HELSINKI.- Mobile phone maker Motorola continued to suffer from weak demand in April-July due to its old phone models, giving competitors a chance to gain market share, research firm Gartner said on Thursday.
Gartner said 270.9 million phones were sold in April-June, up 17.4 percent year-on-year, boosted by 40.7 percent growth in the Asia-Pacific region. Western Europe and North America saw 11 percent and 7 percent annual growth, respectively.
But it cut its forecast for the global handset sales in 2007 to 1.13 billion phones from the 1.15 billion it forecast in May because April-June sales were not as strong as it expected. The figure compares with an average market growth forecast of 1.11 million in a Reuters poll of analysts published at the end of July.
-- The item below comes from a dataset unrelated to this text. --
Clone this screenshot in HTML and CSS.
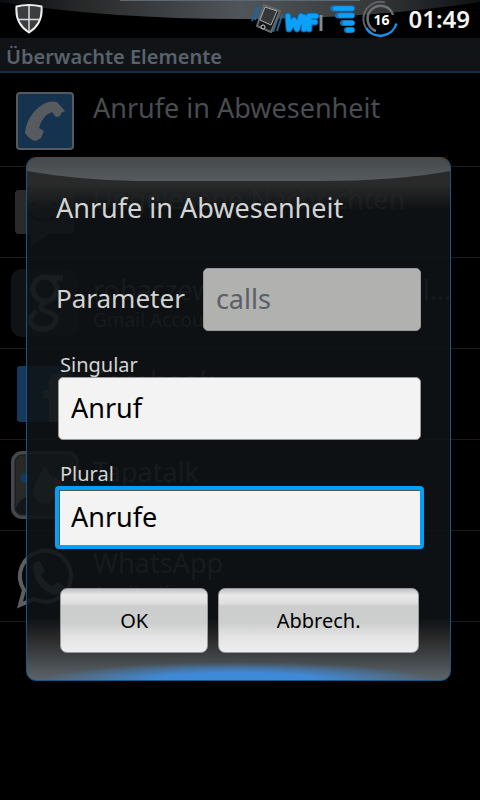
FILE: index.html
```html
<!DOCTYPE html>
<html lang="de">
<head>
<meta charset="utf-8">
<meta name="viewport" content="width=device-width">
<title>Überwachte Elemente</title>
<link rel="stylesheet" href="styles.css">
</head>
<body>
<header class="status">
  <svg class="sheen" viewBox="0 0 480 38" preserveAspectRatio="none" aria-hidden="true">
    <defs>
      <linearGradient id="sheenFill"><stop offset="0" stop-color="#0a0d0f"/><stop offset=".2" stop-color="#2b2d2d"/><stop offset=".5" stop-color="#50555a"/><stop offset=".75" stop-color="#3a3c3c"/><stop offset="1" stop-color="#0d1114"/></linearGradient>
    </defs>
    <path d="M0 2Q110 19 240 19T480 2V0H0z" fill="url(#sheenFill)"/>
    <path d="M120 .5H360" stroke="#5c6874"/>
  </svg>
  <svg class="shield" viewBox="0 0 28 30" aria-hidden="true">
    <path d="M1.500 2.500Q14-.5 26.500 2.500Q28 20 14 28.500Q0 20 1.500 2.500z" fill="#3b3d3f" stroke="#eee" stroke-width="2"/>
    <path d="M14 2V28M3 15.500H25" stroke="#ddd" stroke-width="1.500"/>
  </svg>
  <div class="tray">
    <svg class="vibrate" viewBox="0 0 34 34" aria-hidden="true">
      <path d="M6 5L1 19M9 4L4 18M27 16L22 30M31 13L26 29" stroke="#28648f" stroke-width="2"/>
      <path d="M13 3L29 9L20 30L6 24z" fill="#171a1c" stroke="#666" stroke-width="2" stroke-linejoin="round"/>
      <path d="M14 5L26 9L20 23L9 18z" fill="#34383a" stroke="#aaa"/>
      <circle cx="12" cy="25" r="2" fill="#111" stroke="#ccc"/>
    </svg>
    <svg class="wifi" viewBox="0 0 38 20" aria-hidden="true">
      <path d="M3 3L4 16L9 7L12 16L16 3M19 4V16M24 16V3H31M24 9H30" fill="none" stroke="#0b5c96" stroke-width="7" stroke-linecap="round" stroke-linejoin="round"/>
      <path d="M3 3L4 16L9 7L12 16L16 3M19 4V16M24 16V3H31M24 9H30" fill="none" stroke="#0ca0fa" stroke-width="5" stroke-linecap="round" stroke-linejoin="round"/>
      <path d="M36 2V18" stroke="#888" stroke-width="3"/>
    </svg>
    <svg class="signal" viewBox="0 0 26 30" aria-hidden="true">
      <path d="M4 4.500H23M9 11.500H23M14 19H23M18 26H23" stroke="#1a6db0" stroke-width="6" stroke-linecap="round"/>
      <path d="M6 4.500H23M11 11.500H23M16 19H23M19 26H23" stroke="#0ca0fa" stroke-width="4.500" stroke-linecap="round"/>
    </svg>
    <div class="battery">
      <svg viewBox="0 0 38 38" aria-hidden="true">
        <path d="M23 2.500A17 17 0 0 0 4 28" fill="none" stroke="#5b6167" stroke-width="2"/>
        <path d="M31 15A13 13 0 1 0 14 31" fill="none" stroke="#6c7074" stroke-width="2.500"/>
        <path d="M4 28A17 17 0 0 0 34.500 23.500" fill="none" stroke="#1595ea" stroke-width="2.500"/>
      </svg>
      <span class="level">16</span>
    </div>
    <time class="clock">01:49</time>
  </div>
</header>
<h1 class="bar">Überwachte Elemente</h1>
<ul class="list">
  <li class="row">
    <svg class="icon" viewBox="0 0 68 68" aria-hidden="true">
      <rect x="6" y="6" width="56" height="56" rx="3" fill="#15324f" stroke="#555a60" stroke-width="2"/>
      <path d="M14 46Q16 28 31 18Q38 13 46 15L54 24L50 26Q50 30 45 30L41 25Q31 29 28 41L33 44L30 51L25 54L21 53Q15 48 14 46z" fill="#575b5f"/>
    </svg>
    <div class="text"><h2>Anrufe in Abwesenheit</h2></div>
  </li>
  <li class="row">
    <svg class="icon" viewBox="0 0 68 68" aria-hidden="true">
      <path d="M8 12H59Q63 12 63 16V52Q63 56 59 56H38L20 68V56H8Q4 56 4 52V16Q4 12 8 12z" fill="#292a29"/>
      <path d="M18 26H26M40 26H48M18 36Q33 49 49 36" fill="none" stroke="#111" stroke-width="3"/>
    </svg>
    <div class="text"><h2>Ungelesene Nachrichten</h2></div>
  </li>
  <li class="row">
    <svg class="icon" viewBox="0 0 68 68" aria-hidden="true">
      <rect width="67" height="68" rx="11" fill="#101315"/>
      <g fill="none" stroke="#5a6168" stroke-width="5"><ellipse cx="34" cy="20" rx="12" ry="12"/><path d="M41 9H52M36 32Q24 38 34 42Q49 46 44 54Q37 64 23 58Q14 50 26 42"/></g>
    </svg>
    <div class="text"><h2>robaczewski1@googlemail…</h2><p>Gmail Account</p></div>
  </li>
  <li class="row">
    <svg class="icon" viewBox="0 0 68 68" aria-hidden="true">
      <rect x="6" y="6" width="56" height="56" rx="3" fill="#15385d"/>
      <path d="M38 62V38H32V30H38V23Q38 13 49 13H55V22H51Q47 22 47 26V30H55L54 38H47V62z" fill="#555b62"/>
    </svg>
    <div class="text"><h2>Facebook</h2></div>
  </li>
  <li class="row">
    <svg class="icon" viewBox="0 0 68 68" aria-hidden="true">
      <rect x="2" y="2" width="64" height="64" rx="9" fill="#292a28" stroke="#45484b" stroke-width="4"/>
      <rect x="4" y="4" width="60" height="60" rx="7" fill="none" stroke="#15181a"/>
      <circle cx="14" cy="27" r="5" fill="#15385d"/>
      <path d="M5 56Q10 46 18 46V63H12Q5 63 5 56z" fill="#14171a"/>
      <path d="M33 15L46 33Q46 52 33 53Q21 50 22 38z" fill="#50555b"/>
      <path d="M43 25L56 37Q52 49 42 43z" fill="#64696e"/>
    </svg>
    <div class="text"><h2>Tapatalk</h2></div>
  </li>
  <li class="row">
    <svg class="icon" viewBox="0 0 68 68" aria-hidden="true">
      <path d="M9 63L13 48A25.500 25.500 0 1 1 23 57z" fill="#080a0b" stroke="#5a5e62" stroke-width="4"/>
      <path d="M23 21L29 19L34 29L30 33Q34 41 42 44L46 40L54 45Q50 55 40 52Q24 44 22 27z" fill="#5a5e62"/>
    </svg>
    <div class="text"><h2>WhatsApp</h2><p>Application</p></div>
  </li>
</ul>
<div class="overlay">
  <form class="dialog" role="dialog" aria-labelledby="dialogTitle">
    <svg class="gloss" viewBox="0 0 422 23" preserveAspectRatio="none" aria-hidden="true">
      <defs><linearGradient id="glossFill" x2="0" y2="1"><stop stop-color="#45494a"/><stop offset="1" stop-color="#565b5f"/></linearGradient></defs>
      <path d="M0 0H422V13Q370 23 290 23H110Q50 22 0 13z" fill="url(#glossFill)"/>
    </svg>
    <h2 class="title" id="dialogTitle">Anrufe in Abwesenheit</h2>
    <div class="param">
      <label for="param">Parameter</label>
      <input class="field" id="param" type="text" value="calls" disabled>
    </div>
    <label class="caption" for="singular">Singular</label>
    <input class="field" id="singular" type="text" value="Anruf">
    <label class="caption" for="plural">Plural</label>
    <input class="field active" id="plural" type="text" value="Anrufe">
    <div class="actions">
      <button class="ok" type="submit">OK</button>
      <button class="cancel" type="button">Abbrech.</button>
    </div>
  </form>
</div>
</body>
</html>
```
FILE: styles.css
```css
* { box-sizing: border-box; }
body {
  margin: 0;
  min-height: 100vh;
  position: relative;
  background: #000;
  color: #494c50;
  font-family: "Noto Sans", "Open Sans", sans-serif;
}
h1, h2, p, ul { margin: 0; padding: 0; font-weight: 400; }
svg { display: block; flex: none; }

.status {
  position: relative;
  display: flex;
  align-items: center;
  justify-content: space-between;
  height: 38px;
  padding: 0 10px 0 15px;
}
.sheen { position: absolute; inset: 0; width: 100%; height: 100%; }
.shield { position: relative; width: 28px; height: 30px; }
.tray { position: relative; display: flex; align-items: center; }
.vibrate { width: 34px; height: 34px; }
.wifi { width: 38px; height: 20px; margin-top: 8px; overflow: visible; }
.signal { width: 26px; height: 30px; margin: 0 7px 0 6px; }
.battery { display: grid; place-items: center; width: 38px; height: 38px; }
.battery > * { grid-area: 1 / 1; }
.battery svg { width: 38px; height: 38px; }
.level { color: #fff; font-size: 14px; font-weight: 700; }
.clock { margin-left: 8px; color: #f4f4f4; font-size: 24px; font-weight: 600; line-height: 38px; }

.bar {
  height: 38px;
  padding: 0 6px;
  border-bottom: 3px solid #000;
  background: linear-gradient(#101417 33px, #152c44 33px);
  color: #59626c;
  font-size: 20px;
  font-weight: 600;
  line-height: 38px;
}

.list { list-style: none; }
.row {
  display: flex;
  align-items: center;
  gap: 14px;
  height: 91px;
  padding: 0 20px 0 11px;
  border-bottom: 1px solid #181d22;
}
.icon { width: 68px; height: 68px; }
.text { flex: 1; min-width: 0; align-self: flex-start; padding-top: 14px; }
.text h2 { font-size: 27px; line-height: 36px; white-space: nowrap; }
.text p { font-size: 19px; line-height: 24px; }

.overlay {
  position: absolute;
  inset: 38px 0 0;
  display: flex;
  align-items: center;
  padding: 0 29px 0 26px;
}
.dialog {
  position: relative;
  display: flex;
  flex: 1;
  flex-direction: column;
  min-width: 0;
  padding: 32px 29px 27px 31px;
  overflow: hidden;
  border: 1px solid #1b5580;
  border-radius: 10px;
  background:
    radial-gradient(ellipse 46% 18px at 50% 100%, #3f8ad8 40%, transparent),
    linear-gradient(#292a29 26px, transparent 52px),
    linear-gradient(transparent calc(100% - 62px), #292a29 calc(100% - 42px), #5c646b),
    rgba(15, 19, 22, .87);
  color: #d4d4d4;
}
.gloss { position: absolute; top: 0; left: 0; width: 100%; height: 23px; }
.title { margin: 0 0 42px -2px; font-size: 27px; line-height: 36px; }
.param { display: flex; gap: 18px; margin-left: -2px; font-size: 26px; line-height: 60px; }
.param .field { flex: 1; }
.caption { margin: 22px 0 0 2px; font-size: 20px; line-height: 24px; }
.field {
  width: 100%;
  min-width: 0;
  height: 63px;
  padding: 0 12px 2px;
  border: 1px solid #999;
  border-radius: 5px;
  outline: 0;
  background: #f3f3f3;
  color: #000;
  font: inherit;
  font-size: 27px;
}
.field:disabled { background: #b1b1af; color: #596067; }
.active {
  width: auto;
  margin: 0 -3px;
  border: 4px solid #00a0fb;
  border-radius: 4px;
  box-shadow: inset 1px 1px #555;
}
.actions { display: flex; gap: 10px; margin-top: 39px; padding: 0 2px; }
.actions button {
  height: 65px;
  padding: 0;
  border: 1px solid #999;
  border-radius: 7px;
  background: linear-gradient(#bfc1c0, #e8e8e8 6px, #e0e0e0 14px, #cccecd 17px, #cdcfce 34px, #e4e4e4 48px, #eee);
  color: #000;
  font: inherit;
  font-size: 20px;
}
.ok { flex: 148; }
.cancel { flex: 201; }
```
Market leader Nokia sold almost 99.95 million phones in the second quarter, for a 36.9 percent market share worldwide compared with 33.7 percent a year ago.
Carolina Milanesi, research director for mobile devices at Gartner, expects Nokia to continue to gain market share in the second half because Motorola is not as aggressive pushing cheaper mobile phones that sell well in emerging markets.
Although Motorola continued to suffer from weak demand for its older phone models, it stayed ahead of South Korea’s Samsung Electronics Co Ltd.
Motorola’s sold 39.5 million phones and had a market share of 14.6 percent, compared with 21.9 percent a year ago. Samsung’s market share was 13.4 percent.
Milanesi said she was eager to see how Motorola and Samsung would perform in the second half of the year.
“Their volumes and market shares are very, very close. It could well be that Samsung overtakes Motorola if it continues to be weak.”
But Milanesi said it would take some time for Motorola to rebuild its phone portfolio.
“I am not expecting to see Motorola with 20 percent market share before mid-2008,” she added.
Gartner said Motorola burned in the second quarter inventories it gained in the first quarter, while Samsung pushed too many phones in to the sales channel in the second quarter and gained inventories.
A wider selection of phones boosted Sony Ericsson’s market share to 9 percent in the quarter from 6.6 percent a year ago, while LG Electronics Inc had 6.8 percent share of the market, up from 6.3 percent a year ago.
“The gap between LG and Sony Ericsson is still there,” Milanesi added.